Our Lady of Breezy Point

Original photo: Wall Street Journal, 31 Oct 2012
Original photo: Wall Street Journal, 31 Oct 2012

In the aftermath of Hurricane Sandy, one image in particular has drawn attention: the Breezy Point Madonna. This stone lawn statue of the Virgin Mary remained standing when the house to which it belonged, as well as about 100 others in the Breezy Point neighbourhood of Queens, New York, burned down during the storm.

The Madonna has become a pilgrimage site. A recent New York Times article lists the gifts that visitors have laid at the statue’s feet: ‘a bouquet of yellow roses, four quarters, a votive candle, a memorial card for the victims of Sept. 11, a written admonition that healing begins with acceptance’.

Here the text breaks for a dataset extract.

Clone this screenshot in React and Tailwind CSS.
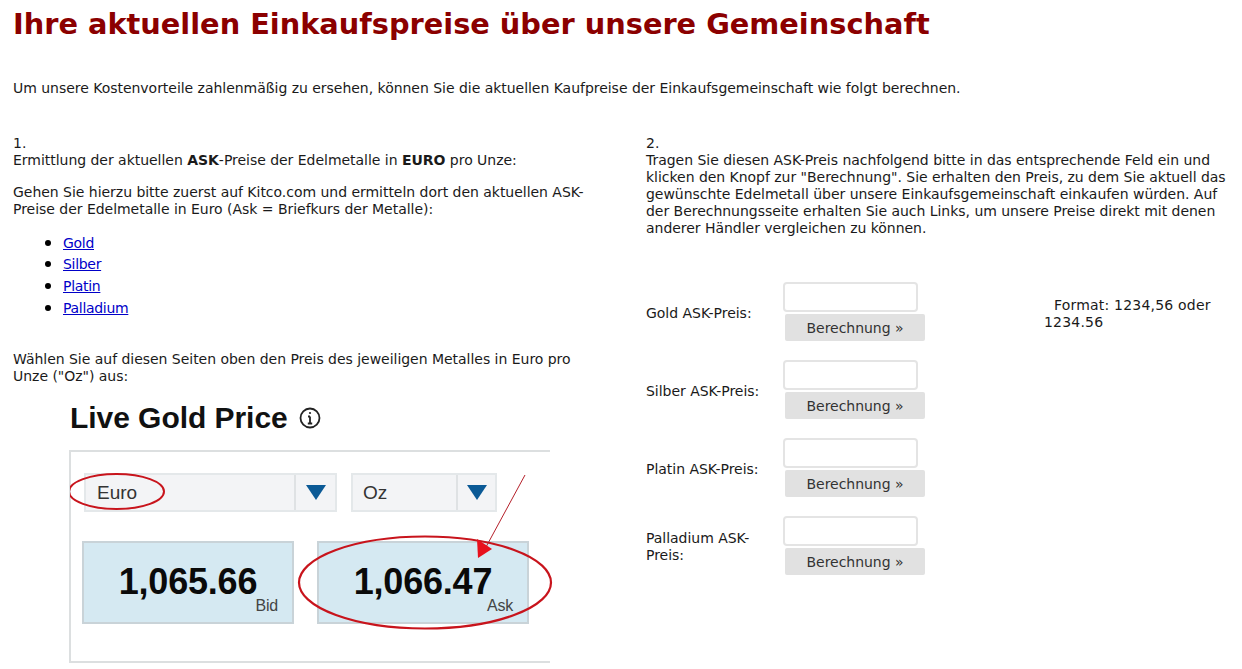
import React from "react";

const verdana = "font-['DejaVu_Sans',Verdana,sans-serif]";

function PriceBox({ value, label }) {
  return (
    <div className="relative flex h-[83px] w-[212px] items-center justify-center border-2 border-[#c9d3d8] bg-[#d5e9f2] pb-[1px]">
      <span className="text-[36px] font-bold leading-none tracking-[-0.2px] text-[#0a0a0a]">{value}</span>
      <span className="absolute bottom-[8px] right-[14px] text-[16px] leading-none tracking-[-0.2px] text-[#444]">{label}</span>
    </div>
  );
}

function SelectBox({ width, arrowWidth, text, pad }) {
  return (
    <div className={`flex h-[39px] items-center border-2 border-[#e4e8ea] bg-[#f3f4f6] ${width}`}>
      <span className={`flex-1 text-[19px] text-[#333] ${pad}`}>{text}</span>
      <span className={`flex h-full items-center justify-center border-l-2 border-[#dfe2e4] ${arrowWidth}`}>
        <svg width="20" height="15" viewBox="0 0 20 15"><path d="M0 0H20L10 15Z" fill="#0b5a96" /></svg>
      </span>
    </div>
  );
}

function GoldPicture() {
  return (
    <div className="relative mt-[5px] ml-[56px] w-[481px] font-['Liberation_Sans',Arial,sans-serif]">
      <div className="flex h-[60px] items-center gap-[11px] pb-[5px] pl-[1px]">
        <span className="text-[30px] font-bold leading-none tracking-[-0.05px] text-[#111]">Live Gold Price</span>
        <svg width="22" height="22" viewBox="0 0 22 22" fill="none" stroke="#222" strokeWidth="1.8">
          <circle cx="11" cy="11" r="9.5" />
          <path d="M11 9.5V16.5M8.8 16.5H13.2M9 9.5H11" />
          <circle cx="11" cy="6" r="1.1" fill="#222" stroke="none" />
        </svg>
      </div>
      <div className="h-[213px] border-y-2 border-l-2 border-[#dcdfe0] pt-[21px]">
        <div className="flex gap-[14px] pl-[13px]">
          <SelectBox width="w-[253px]" arrowWidth="w-[41px]" text="Euro" pad="pl-[11px]" />
          <SelectBox width="w-[146px]" arrowWidth="w-[39px]" text="Oz" pad="pl-[10px]" />
        </div>
        <div className="mt-[29px] flex gap-[23px] pl-[11px]">
          <PriceBox value="1,065.66" label="Bid" />
          <PriceBox value="1,066.47" label="Ask" />
        </div>
      </div>
      <svg className="absolute left-[1px] top-[-1px]" width="500" height="280" viewBox="70 390 500 280" fill="none">
        <ellipse cx="116.5" cy="492.5" rx="47.5" ry="17.5" stroke="#c8141c" strokeWidth="2" />
        <ellipse cx="425" cy="583.5" rx="126" ry="46" stroke="#c8141c" strokeWidth="2.2" />
        <path d="M525 476L486 548" stroke="#b5202a" strokeWidth="1" />
        <path d="M478 559L477 540L492 550Z" fill="#e8101c" />
      </svg>
    </div>
  );
}

function Row({ label, format }) {
  return (
    <div className="flex h-[78px] items-start">
      <div className="flex h-[60px] w-[137px] shrink-0 items-center pr-[8px] pt-[2px] leading-[17px]">{label}</div>
      <div className="w-[261px] shrink-0">
        <input className="block h-[30px] w-[135px] rounded-[4px] border-2 border-[#e4e4e4] bg-white" />
        <button className="mt-[2px] ml-[2px] block h-[27px] w-[140px] rounded-[2px] bg-[#e1e1e1] pt-[1px] text-center text-[#333]">
          Berechnung »
        </button>
      </div>
      {format && <div className="w-[188px] pt-[15px] leading-[17px] tracking-[0.2px] indent-[10px]">Format: 1234,56 oder 1234.56</div>}
    </div>
  );
}

const linkClass = "text-[#0000c8] underline tracking-[-0.3px]";
const itemClass = "marker:text-[18px] marker:text-black";

export default function App() {
  return (
    <div className={`h-[669px] w-[1242px] overflow-hidden bg-white pl-[13px] text-[14px] leading-[17px] tracking-[-0.03px] text-[#1a1a1a] ${verdana}`}>
      <h1 className="pt-[6px] text-[28.8px] font-bold leading-[36px] tracking-normal text-[#8b0000]">
        Ihre aktuellen Einkaufspreise über unsere Gemeinschaft
      </h1>
      <p className="mt-[38px]">
        Um unsere Kostenvorteile zahlenmäßig zu ersehen, können Sie die aktuellen Kaufpreise der Einkaufsgemeinschaft wie folgt berechnen.
      </p>
      <div className="mt-[38px] flex">
        <div className="w-[633px] shrink-0 pr-[40px]">
          <p>1.<br />Ermittlung der aktuellen <b>ASK</b>-Preise der Edelmetalle in <b>EURO</b> pro Unze:</p>
          <p className="mt-[15px] w-[585px]">
            Gehen Sie hierzu bitte zuerst auf Kitco.com und ermitteln dort den aktuellen ASK-Preise der Edelmetalle in Euro (Ask = Briefkurs der Metalle):
          </p>
          <ul className="mt-[13px] list-disc pl-[50px]">
            <li className={`h-[21.5px] leading-[21.5px] ${itemClass}`}><a className={linkClass}>Gold</a></li>
            <li className={`h-[21.5px] leading-[20px] ${itemClass}`}><a className={linkClass}>Silber</a></li>
            <li className={`h-[22px] leading-[22px] ${itemClass}`}><a className={linkClass}>Platin</a></li>
            <li className={`h-[23px] leading-[22px] ${itemClass}`}><a className={linkClass}>Palladium</a></li>
          </ul>
          <p className="mt-[32px] w-[585px]">
            Wählen Sie auf diesen Seiten oben den Preis des jeweiligen Metalles in Euro pro Unze ("Oz") aus:
          </p>
          <GoldPicture />
        </div>
        <div className="w-[590px] shrink-0">
          <p>2.<br />Tragen Sie diesen ASK-Preis nachfolgend bitte in das entsprechende Feld ein und klicken den Knopf zur "Berechnung". Sie erhalten den Preis, zu dem Sie aktuell das gewünschte Edelmetall über unsere Einkaufsgemeinschaft einkaufen würden. Auf der Berechnungsseite erhalten Sie auch Links, um unsere Preise direkt mit denen anderer Händler vergleichen zu können.</p>
          <div className="mt-[45px]">
            <Row label="Gold ASK-Preis:" format />
            <Row label="Silber ASK-Preis:" />
            <Row label="Platin ASK-Preis:" />
            <Row label="Palladium ASK-Preis:" />
          </div>
        </div>
      </div>
    </div>
  );
}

Ellen Mathis Kail, a teacher at a Catholic school in Colorado, rescued a pot of living violets from the rubble of a neighbouring house, and brought them to the shrine. As the Times reports:

“It was so bleak, so horrific,” Ms. Kail, 44, said. “And I thought maybe if I left some color, some hope, it would brighten someone’s day, just to think someone is praying for them.”

Ms. Kail’s statement of intent is a simple one, but it reveals the relationship between beauty, hope, and love.

First of all, there is the identification between colour and hope, in contrast to the identification between bleakness and horror. If one looks at the original photo in the Wall Street Journal (above), one sees a monochrome portrait in shades of brownish-grey – smoke, concrete, charcoal. However, in the updated New York Times photo (below), the added pots of flowers (an orange bloom in addition to the violets) create a new bursting forth of life in the image, which is also made more radiant by the fresh layer of snow on the ground. The image of perseverance amidst devastation has become an image of baptism into new life.

Why does this colour speak to us of hope? I can think of three reasons. First, when we look at Nature, we see that colour is usually associated with life. A meadow of wildflowers is more colourful than a scree of shale. Second, claritas is one of St Thomas Aquinas’ ‘three conditions’ for beauty in his Summa Theologicaalong with integritas and consonantia – ‘things are called beautiful which have a bright color’ (ST I.39.viii). This beauty speaks to us of God, because the Son images forth the Father in beauty (ibid.). Third, we know why this colour was placed. When we see the pots of flowers at the feet of the Madonna, we know they were placed there intentionally by another human being, and so this colour speaks to us of love and gratitude.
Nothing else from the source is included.